Reproduce the opening lines of the records exactly, up to and including the line in which "string; bg: string;" occurs.
### Given entries
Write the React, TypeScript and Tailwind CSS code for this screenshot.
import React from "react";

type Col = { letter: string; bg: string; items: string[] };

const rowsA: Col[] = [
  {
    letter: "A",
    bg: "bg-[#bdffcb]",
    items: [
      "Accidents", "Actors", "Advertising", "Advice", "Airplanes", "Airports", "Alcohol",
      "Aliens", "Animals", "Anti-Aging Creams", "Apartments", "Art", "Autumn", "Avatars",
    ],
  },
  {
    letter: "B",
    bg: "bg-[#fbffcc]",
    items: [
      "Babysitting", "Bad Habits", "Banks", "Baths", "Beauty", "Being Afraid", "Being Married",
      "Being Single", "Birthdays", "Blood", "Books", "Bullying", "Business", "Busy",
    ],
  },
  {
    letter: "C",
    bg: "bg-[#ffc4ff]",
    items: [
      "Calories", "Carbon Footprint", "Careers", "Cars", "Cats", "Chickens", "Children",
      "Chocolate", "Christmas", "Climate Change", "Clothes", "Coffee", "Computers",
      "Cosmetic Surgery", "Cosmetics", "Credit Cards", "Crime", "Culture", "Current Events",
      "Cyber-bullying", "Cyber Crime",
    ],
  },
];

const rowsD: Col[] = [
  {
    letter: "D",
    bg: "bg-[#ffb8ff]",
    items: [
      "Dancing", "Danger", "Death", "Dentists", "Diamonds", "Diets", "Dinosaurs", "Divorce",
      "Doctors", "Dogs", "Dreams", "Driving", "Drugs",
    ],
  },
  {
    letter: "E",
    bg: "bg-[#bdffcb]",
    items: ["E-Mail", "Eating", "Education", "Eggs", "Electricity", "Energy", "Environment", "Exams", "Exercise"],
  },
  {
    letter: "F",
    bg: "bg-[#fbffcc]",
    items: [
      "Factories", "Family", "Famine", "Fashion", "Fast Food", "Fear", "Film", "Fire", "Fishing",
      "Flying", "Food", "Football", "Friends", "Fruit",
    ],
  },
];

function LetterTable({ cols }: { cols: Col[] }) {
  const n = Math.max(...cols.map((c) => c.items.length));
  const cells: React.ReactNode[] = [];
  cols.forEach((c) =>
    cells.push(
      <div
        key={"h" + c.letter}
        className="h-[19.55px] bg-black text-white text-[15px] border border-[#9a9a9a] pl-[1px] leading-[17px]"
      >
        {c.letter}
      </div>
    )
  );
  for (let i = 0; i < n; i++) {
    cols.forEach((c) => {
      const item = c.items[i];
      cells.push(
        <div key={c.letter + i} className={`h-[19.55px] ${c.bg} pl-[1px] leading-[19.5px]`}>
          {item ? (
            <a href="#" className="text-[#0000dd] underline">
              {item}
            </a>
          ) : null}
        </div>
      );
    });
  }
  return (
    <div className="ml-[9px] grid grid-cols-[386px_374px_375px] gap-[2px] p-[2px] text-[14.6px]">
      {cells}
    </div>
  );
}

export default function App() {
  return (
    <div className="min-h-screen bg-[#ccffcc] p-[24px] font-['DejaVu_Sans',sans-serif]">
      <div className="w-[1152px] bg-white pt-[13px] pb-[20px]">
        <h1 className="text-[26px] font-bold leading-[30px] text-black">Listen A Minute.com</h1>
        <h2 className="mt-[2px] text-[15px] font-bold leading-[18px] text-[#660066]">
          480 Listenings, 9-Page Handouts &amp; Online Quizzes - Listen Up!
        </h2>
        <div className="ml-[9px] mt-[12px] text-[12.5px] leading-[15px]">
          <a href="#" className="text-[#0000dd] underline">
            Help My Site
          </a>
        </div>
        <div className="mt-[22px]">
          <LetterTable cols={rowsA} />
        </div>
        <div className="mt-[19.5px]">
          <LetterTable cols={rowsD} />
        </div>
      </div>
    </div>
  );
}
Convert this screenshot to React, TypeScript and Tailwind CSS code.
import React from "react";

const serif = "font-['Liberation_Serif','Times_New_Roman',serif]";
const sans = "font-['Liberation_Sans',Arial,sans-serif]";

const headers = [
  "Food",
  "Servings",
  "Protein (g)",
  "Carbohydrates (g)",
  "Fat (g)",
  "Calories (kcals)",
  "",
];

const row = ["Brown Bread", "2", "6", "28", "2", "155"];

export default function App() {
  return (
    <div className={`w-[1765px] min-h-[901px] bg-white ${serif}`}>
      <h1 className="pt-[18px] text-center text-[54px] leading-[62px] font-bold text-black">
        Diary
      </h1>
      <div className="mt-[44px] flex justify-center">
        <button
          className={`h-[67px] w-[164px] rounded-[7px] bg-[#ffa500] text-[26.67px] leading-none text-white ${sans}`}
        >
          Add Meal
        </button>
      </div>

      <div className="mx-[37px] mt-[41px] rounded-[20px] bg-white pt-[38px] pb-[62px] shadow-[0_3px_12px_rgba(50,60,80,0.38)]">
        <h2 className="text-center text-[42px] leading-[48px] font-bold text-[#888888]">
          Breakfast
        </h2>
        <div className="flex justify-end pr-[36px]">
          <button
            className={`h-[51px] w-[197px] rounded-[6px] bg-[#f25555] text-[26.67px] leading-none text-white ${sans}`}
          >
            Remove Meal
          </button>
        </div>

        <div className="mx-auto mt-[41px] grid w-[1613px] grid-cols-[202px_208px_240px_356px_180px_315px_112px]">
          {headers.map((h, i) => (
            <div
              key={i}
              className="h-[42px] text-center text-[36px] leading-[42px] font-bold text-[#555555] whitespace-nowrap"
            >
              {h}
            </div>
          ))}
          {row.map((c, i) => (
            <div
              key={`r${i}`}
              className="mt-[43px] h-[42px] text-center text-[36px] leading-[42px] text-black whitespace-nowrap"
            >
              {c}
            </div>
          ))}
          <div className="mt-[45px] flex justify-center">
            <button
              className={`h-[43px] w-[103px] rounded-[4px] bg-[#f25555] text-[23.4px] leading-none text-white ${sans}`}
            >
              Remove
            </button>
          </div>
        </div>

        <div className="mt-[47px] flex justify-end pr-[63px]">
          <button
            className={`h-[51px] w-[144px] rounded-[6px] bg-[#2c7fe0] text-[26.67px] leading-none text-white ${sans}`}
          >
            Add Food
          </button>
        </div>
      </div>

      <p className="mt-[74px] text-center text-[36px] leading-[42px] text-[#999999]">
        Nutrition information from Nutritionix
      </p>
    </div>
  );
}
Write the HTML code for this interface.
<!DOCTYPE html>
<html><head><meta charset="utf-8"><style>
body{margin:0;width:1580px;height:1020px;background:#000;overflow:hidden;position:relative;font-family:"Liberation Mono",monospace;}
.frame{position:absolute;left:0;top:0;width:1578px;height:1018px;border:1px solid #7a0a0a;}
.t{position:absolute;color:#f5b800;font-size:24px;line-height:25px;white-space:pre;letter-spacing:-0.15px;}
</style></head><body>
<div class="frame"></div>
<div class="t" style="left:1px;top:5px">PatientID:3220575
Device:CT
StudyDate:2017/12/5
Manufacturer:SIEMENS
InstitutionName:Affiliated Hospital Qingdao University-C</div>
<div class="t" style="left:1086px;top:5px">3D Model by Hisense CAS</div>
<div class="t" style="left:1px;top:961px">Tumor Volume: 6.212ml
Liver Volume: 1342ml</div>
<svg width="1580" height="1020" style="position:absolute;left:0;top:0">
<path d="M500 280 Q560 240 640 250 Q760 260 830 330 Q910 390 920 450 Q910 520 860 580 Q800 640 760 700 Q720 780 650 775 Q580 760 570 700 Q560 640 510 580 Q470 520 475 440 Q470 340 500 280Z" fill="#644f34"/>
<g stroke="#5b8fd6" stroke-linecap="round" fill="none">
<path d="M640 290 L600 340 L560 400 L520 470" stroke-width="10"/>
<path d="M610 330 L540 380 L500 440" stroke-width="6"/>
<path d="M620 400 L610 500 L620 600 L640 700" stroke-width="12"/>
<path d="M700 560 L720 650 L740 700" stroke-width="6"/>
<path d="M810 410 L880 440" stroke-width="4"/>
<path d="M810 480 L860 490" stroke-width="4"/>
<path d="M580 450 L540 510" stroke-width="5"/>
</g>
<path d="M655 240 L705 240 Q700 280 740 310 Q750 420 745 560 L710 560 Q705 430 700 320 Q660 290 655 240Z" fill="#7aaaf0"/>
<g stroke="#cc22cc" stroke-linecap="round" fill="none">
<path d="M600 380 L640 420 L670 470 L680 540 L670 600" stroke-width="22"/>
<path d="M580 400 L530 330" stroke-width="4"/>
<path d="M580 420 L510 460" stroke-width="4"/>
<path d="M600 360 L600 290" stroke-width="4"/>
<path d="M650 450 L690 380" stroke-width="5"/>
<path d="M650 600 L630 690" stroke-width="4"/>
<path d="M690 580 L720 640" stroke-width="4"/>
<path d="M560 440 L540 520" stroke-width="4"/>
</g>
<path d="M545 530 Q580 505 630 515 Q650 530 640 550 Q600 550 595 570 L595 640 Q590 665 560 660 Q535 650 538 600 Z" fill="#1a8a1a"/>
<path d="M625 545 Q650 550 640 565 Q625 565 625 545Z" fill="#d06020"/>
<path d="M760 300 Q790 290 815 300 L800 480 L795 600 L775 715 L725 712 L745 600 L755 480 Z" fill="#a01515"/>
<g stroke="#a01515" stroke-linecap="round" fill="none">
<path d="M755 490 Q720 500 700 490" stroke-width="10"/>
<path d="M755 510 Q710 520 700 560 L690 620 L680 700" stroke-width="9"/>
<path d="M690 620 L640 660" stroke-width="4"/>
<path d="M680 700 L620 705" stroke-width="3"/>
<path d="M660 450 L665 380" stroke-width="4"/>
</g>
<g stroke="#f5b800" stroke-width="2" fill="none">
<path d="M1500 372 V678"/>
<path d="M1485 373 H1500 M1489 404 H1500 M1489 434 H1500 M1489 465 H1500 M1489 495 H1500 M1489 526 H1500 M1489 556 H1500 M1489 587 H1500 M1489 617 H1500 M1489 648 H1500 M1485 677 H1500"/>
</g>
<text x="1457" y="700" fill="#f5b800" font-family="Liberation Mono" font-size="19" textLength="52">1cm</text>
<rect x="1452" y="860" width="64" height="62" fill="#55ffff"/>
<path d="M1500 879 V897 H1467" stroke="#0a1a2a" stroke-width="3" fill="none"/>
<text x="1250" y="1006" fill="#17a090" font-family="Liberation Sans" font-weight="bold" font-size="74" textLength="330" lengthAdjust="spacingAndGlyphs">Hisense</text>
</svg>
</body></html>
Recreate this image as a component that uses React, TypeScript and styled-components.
######
> Exercise solution:
Write the React, TypeScript and Tailwind CSS code for this screenshot.
import React from "react";

type Col = { letter: string; bg: string; items: string[] };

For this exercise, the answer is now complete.